Up, up and away

The last-minute flurries are over, the alarm clock has rung for the last time for 5 months and the plane awaits.In that moment of silence between kissing your family good-bye and turning to face the boarding gate, some things become clear. It is like the image burned on the retina by a camera flash in a darkened room. Vivid, static, monochromatic and stark. It is a still life of my family with all their hopes, fears and love frozen in my mind.
All their unstinting support, the cherished moments of tenderness, that feeling of dissociation, the tenseness in relations as the day drew nigh has come down to this. And I would turn back right now to change that image.
But the process takes me away, I'm gripped by the compulsion to walk through the gates. I didn't even see the bell-wether leading me in.
What a mixture of feelings, loneliness, excitement, regret, anticipation. I'm leaving New Zealand on my own and meeting Bill in Vladivostok so there is no-one to share the excitement. The remote possibility of not making it back, seems that little bit more possible.

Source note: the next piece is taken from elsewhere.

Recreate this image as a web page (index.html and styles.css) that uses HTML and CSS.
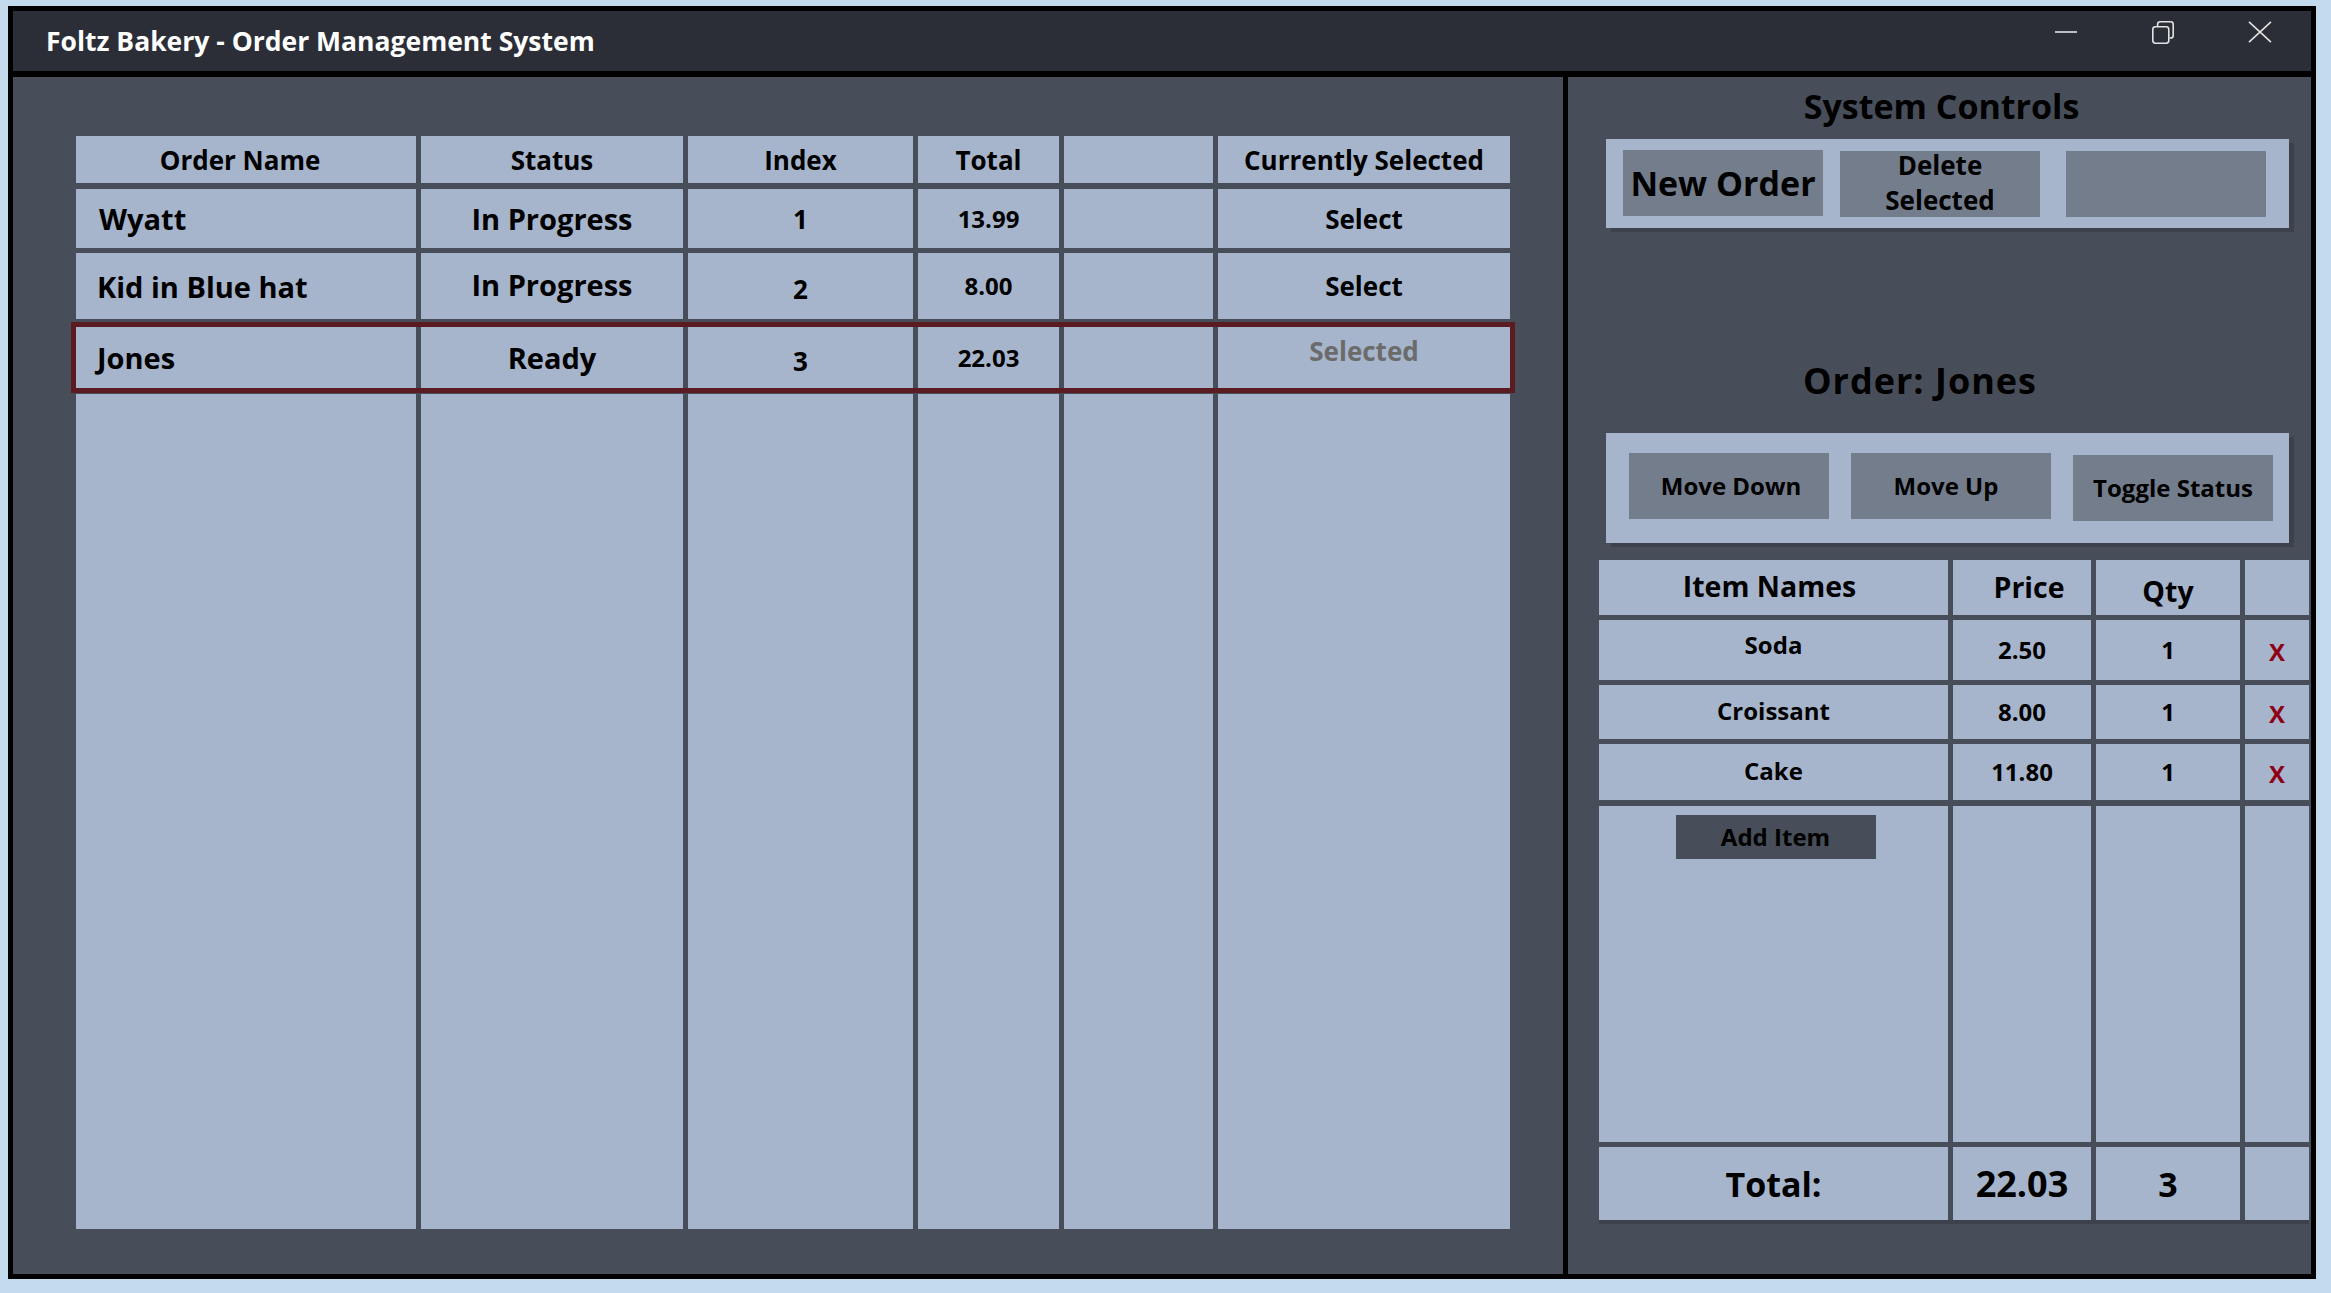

Everybody in the plane is alien. They are wearing stylish casual clothes, not well-worn quick-dry camping shirts and hiking boots. They have a whole wardrobe in their luggage, not just one change of clothes. They are going home, not setting out. They don't know what I am embarking upon.

Watch the movies, eat the food, drink the water, sleep a little and after an eternity of limbo, I arrive in Japan.

Snap! The focus shifts again. I am here with one job in mind, to retrieve my bike and get myself to the ferry from Fushiki to Vladivostok. All those project management skills kick in.
- List and prioritise.
- Complete each task.
- Keep your focus on the outcome.
And just as quickly the challenges become apparent. The ship is delayed, the ticket agent will not release the ferry ticket, it is far more difficult to actually find places despite having a detailed map, the address and asking local people in the vicinity.
I am now resigned to spending all the contingency time in Osaka waiting for the bike to be released. In the mean-time my priority is to plan and rehearse so that in the 12 hours between release of the bike and the ferry sailing, I can navigate out of Osaka, ride the 400km to Fushiki, pick up the ticket from the local agent and then ride to the port for loading and customs formalities.
And so I have spent my time finding the warehouse and the various agencies, confirmed the clearance process, bought maps and GPSed the route. And only when there is nothing more that I can do on that day have I relaxed.
All this brings me back to a previous blog entry decrying people with tight schedules striving to maintain them. I only have two milestones and within one week the first milestone is jeopardised.
Of the 4 dimensions that humans conceive themselves to live within, time is the only one that moves by itself. The three spatial coordinates can easily be frozen, just stop running. But time, that restless driving thing, keeps moving relentlessly.